John Gill’s Theological Consistency with the Scholastic Theologians of Reformed Orthodoxy

Scholasticism refers to a method of doing theology and philosophy (that also has relationship to other disciplines like art and politics) born out of the “schools” of the Middle Ages, of which various streams have developed, some surviving well into modernity. One of these streams that developed in the European continent after the Reformation and eventually made its way to the British Isles, was Reformed Scholasticism. Reformed Scholasticism refers to the theological and philosophical method employed by scholastic theologians during the periods of Reformed Orthodoxy.
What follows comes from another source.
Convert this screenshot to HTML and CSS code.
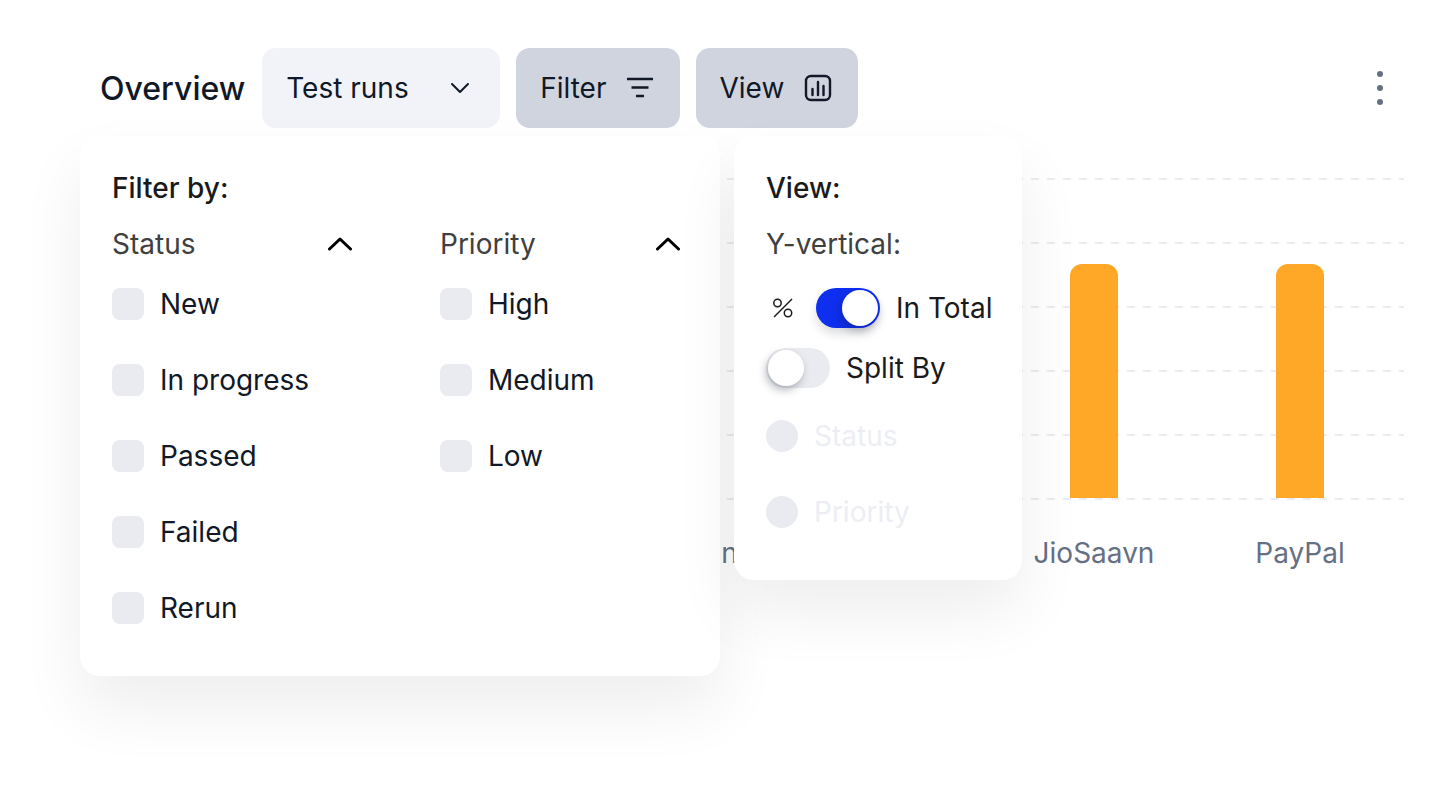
FILE: index.html
```html
<!DOCTYPE html>
<html>
<head>
  <meta charset="UTF-8" />
  <title>Overview</title>
  <link rel="stylesheet" href="styles.css">
</head>
<body>
  <div class="page">

    <div class="toolbar">
      <h1 class="title">Overview</h1>
      <button class="btn btn-light btn-select">Test runs
        <svg width="24" height="24" viewBox="0 0 24 24" fill="none" stroke="#111827" stroke-width="2" stroke-linecap="round" stroke-linejoin="round"><path d="M4 8l8 8 8-8"/></svg>
      </button>
      <button class="btn btn-grey">Filter
        <svg width="28" height="24" viewBox="0 0 28 24" fill="none" stroke="#111827" stroke-width="2.400"><path d="M1 3h26M5.500 11.500h17M10 20h8"/></svg>
      </button>
      <button class="btn btn-grey btn-view">View
        <svg width="28" height="28" viewBox="0 0 28 28" fill="none" stroke="#111827" stroke-width="2.400" stroke-linecap="round"><rect x="2" y="2" width="24" height="24" rx="5"/><path d="M8.500 15v6M14 8v13M19.500 12v9"/></svg>
      </button>
      <div class="kebab"><span></span><span></span><span></span></div>
    </div>

    <div class="chart">
      <div class="plot">
        <div class="lines">
          <div class="line"></div>
          <div class="line"></div>
          <div class="line"></div>
          <div class="line"></div>
          <div class="line"></div>
          <div class="line"></div>
        </div>
        <div class="bars">
          <div class="col"><div class="bar"></div></div>
          <div class="col"><div class="bar"></div></div>
          <div class="col"><div class="bar"></div></div>
          <div class="col"><div class="bar"></div></div>
        </div>
      </div>
      <div class="labels">
        <div class="label">LinkedIn</div>
        <div class="label">Spotify</div>
        <div class="label">JioSaavn</div>
        <div class="label">PayPal</div>
      </div>
    </div>

    <div class="menu menu-filter">
      <div class="menu-title">Filter by:</div>
      <div class="filter-cols">
        <div class="filter-col">
          <div class="col-head">Status
            <svg width="24" height="14" viewBox="0 0 24 14" fill="none" stroke="#000" stroke-width="3" stroke-linecap="round" stroke-linejoin="round"><path d="M1.500 12L12 2l10.500 10"/></svg>
          </div>
          <div class="check-row"><span class="box"></span>New</div>
          <div class="check-row"><span class="box"></span>In progress</div>
          <div class="check-row"><span class="box"></span>Passed</div>
          <div class="check-row"><span class="box"></span>Failed</div>
          <div class="check-row"><span class="box"></span>Rerun</div>
        </div>
        <div class="filter-col">
          <div class="col-head">Priority
            <svg width="24" height="14" viewBox="0 0 24 14" fill="none" stroke="#000" stroke-width="3" stroke-linecap="round" stroke-linejoin="round"><path d="M1.500 12L12 2l10.500 10"/></svg>
          </div>
          <div class="check-row"><span class="box"></span>High</div>
          <div class="check-row"><span class="box"></span>Medium</div>
          <div class="check-row"><span class="box"></span>Low</div>
        </div>
      </div>
    </div>

    <div class="menu menu-view">
      <div class="menu-title">View:</div>
      <div class="col-head">Y-vertical:</div>
      <div class="toggle-row toggle-row-on">
        <svg class="percent" width="24" height="24" viewBox="0 0 24 24" fill="none" stroke="#1a1a1a" stroke-width="1.500"><circle cx="6.500" cy="7" r="3.700"/><circle cx="17" cy="17" r="3.700"/><path d="M21 3L3 21"/></svg>
        <span class="toggle on"><span class="knob"></span></span>
        In Total
      </div>
      <div class="toggle-row">
        <span class="toggle"><span class="knob"></span></span>
        Split By
      </div>
      <div class="radio-row"><span class="radio"></span>Status</div>
      <div class="radio-row"><span class="radio"></span>Priority</div>
    </div>

  </div>
</body>
</html>
```

FILE: styles.css
```css
* {
  box-sizing: border-box;
}
body {
  margin: 0;
  background-color: #fff;
  font-family: Inter, "Liberation Sans", sans-serif;
  overflow: hidden;
}
.page {
  position: relative;
  width: 1452px;
  height: 788px;
  padding: 48px 48px 0 100px;
}

/* toolbar */
.toolbar {
  display: flex;
  align-items: center;
  height: 80px;
}
.title {
  margin: 0 17px 0 0;
  font-size: 32px;
  font-weight: 500;
  color: #111827;
}
.btn {
  display: flex;
  align-items: center;
  height: 80px;
  margin-right: 16px;
  padding: 0 26px 0 24px;
  border: 0;
  border-radius: 14px;
  font-family: inherit;
  font-size: 28px;
  color: #111827;
}
.btn svg {
  margin-left: 19px;
}
.btn-view svg {
  margin-left: 20px;
}
.btn-light {
  background-color: #f1f3f8;
}
.btn-select {
  width: 238px;
  justify-content: space-between;
  padding-right: 28px;
}
.btn-grey {
  background-color: #d0d4de;
}
.kebab {
  display: flex;
  flex-direction: column;
  gap: 8px;
  margin-left: auto;
  margin-right: 21px;
}
.kebab span {
  width: 6px;
  height: 6px;
  border-radius: 50%;
  background-color: #667085;
}

/* chart behind the menus */
.chart {
  margin-top: 50px;
  margin-left: 479px;
}
.plot {
  display: grid;
}
.lines, .bars {
  grid-area: 1 / 1;
}
.line {
  height: 64px;
  background-image: repeating-linear-gradient(90deg, transparent 0 4px, #ebebf2 4px 12px, transparent 12px 16px);
  background-size: 100% 2px;
  background-repeat: no-repeat;
}
.line:last-child {
  height: 2px;
}
.bars {
  display: flex;
  align-items: flex-end;
}
.col {
  width: 206px;
  display: flex;
  justify-content: center;
}
.bar {
  width: 48px;
  height: 234px;
  margin-bottom: 2px;
  border-radius: 12px 12px 0 0;
  background-color: #ffa726;
}
.labels {
  display: flex;
  margin-top: 36px;
}
.label {
  width: 206px;
  text-align: center;
  font-size: 28px;
  color: #667085;
}

/* menus */
.menu {
  position: absolute;
  top: 136px;
  border-radius: 20px;
  background-color: #fff;
  box-shadow: 0 32px 64px rgba(0, 0, 0, 0.07);
}
.menu-filter {
  left: 80px;
  width: 640px;
  height: 540px;
  padding: 36px 40px 0 32px;
}
.menu-view {
  left: 734px;
  width: 288px;
  height: 444px;
  padding: 36px 0 0 32px;
}
.menu-title {
  font-size: 28px;
  font-weight: 500;
  line-height: 32px;
  color: #1a1a1a;
}
.filter-cols {
  display: flex;
  gap: 88px;
}
.filter-col {
  width: 240px;
}
.col-head {
  display: flex;
  align-items: center;
  justify-content: space-between;
  height: 32px;
  margin-top: 24px;
  font-size: 28px;
  color: #404040;
}
.check-row {
  display: flex;
  align-items: center;
  height: 32px;
  margin-top: 44px;
  font-size: 28px;
  color: #111827;
}
.col-head + .check-row {
  margin-top: 28px;
}
.box {
  width: 32px;
  height: 32px;
  margin-right: 16px;
  border-radius: 8px;
  background-color: #e9ebf0;
}

/* view menu */
.toggle-row {
  display: flex;
  align-items: center;
  height: 40px;
  margin-top: 20px;
  font-size: 28px;
  color: #1a1a1a;
}
.toggle-row-on {
  margin-top: 28px;
}
.percent {
  margin-left: 5px;
  margin-right: 21px;
}
.toggle {
  display: block;
  width: 64px;
  height: 40px;
  margin-right: 16px;
  padding: 2px;
  border-radius: 20px;
  background-color: #e9ebf0;
}
.toggle.on {
  background-color: #0f2ff0;
  box-shadow: 0 6px 10px rgba(17, 24, 39, 0.15);
}
.knob {
  display: block;
  width: 36px;
  height: 36px;
  border-radius: 50%;
  background-color: #fff;
  box-shadow: -2px 4px 8px rgba(17, 24, 39, 0.3);
}
.toggle.on .knob {
  margin-left: 24px;
}
.radio-row {
  display: flex;
  align-items: center;
  height: 32px;
  margin-top: 32px;
  font-size: 28px;
  color: #eceef3;
}
.radio-row + .radio-row {
  margin-top: 44px;
}
.radio {
  width: 32px;
  height: 32px;
  margin-right: 16px;
  border-radius: 50%;
  background-color: #e9ebf0;
}
```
Reformed Orthodoxy consists of three main periods: Early Orthodoxy (1560-1620), High Orthodoxy (1620-1700), and Late Orthodoxy (1700-1790). During the early period doctrine passed down from the Reformation was considered with reference to the early church; during the high period the conclusions of the early period were elaborated upon, established, and codified in various creeds and confessions; and during the late period codified Reformed doctrine was reconsidered often in light of the early church and thought of theologians from the prior periods, and various heresies and divergences away from Reformed thought were reexamined. Some theologians from the periods of orthodoxy would be Franciscus Junius from the early period, Petrus van Mastricht, Francis Turretin, John Owen, and Wilhelmus à Brakel from the high period, and John Gill from the late period. As such, this paper will defend the idea the John Gill should be understood as a Baptist heir of the scholastic theologians of Reformed Orthodoxy by demonstrating his general theological consistency with Reformed thought in the sixteenth through eighteenth centuries.

3 thoughts on “John Gill’s Theological Consistency with the Scholastic Theologians of Reformed Orthodoxy”

  1. I like the idea of the paper.
    I like the idea of the paper. But I do not see how this can be done in one 30-minute paper. What is more, 85% of this is a rehash of volume 1 of Muller’s Post-Reformation Reformed Dogmatics.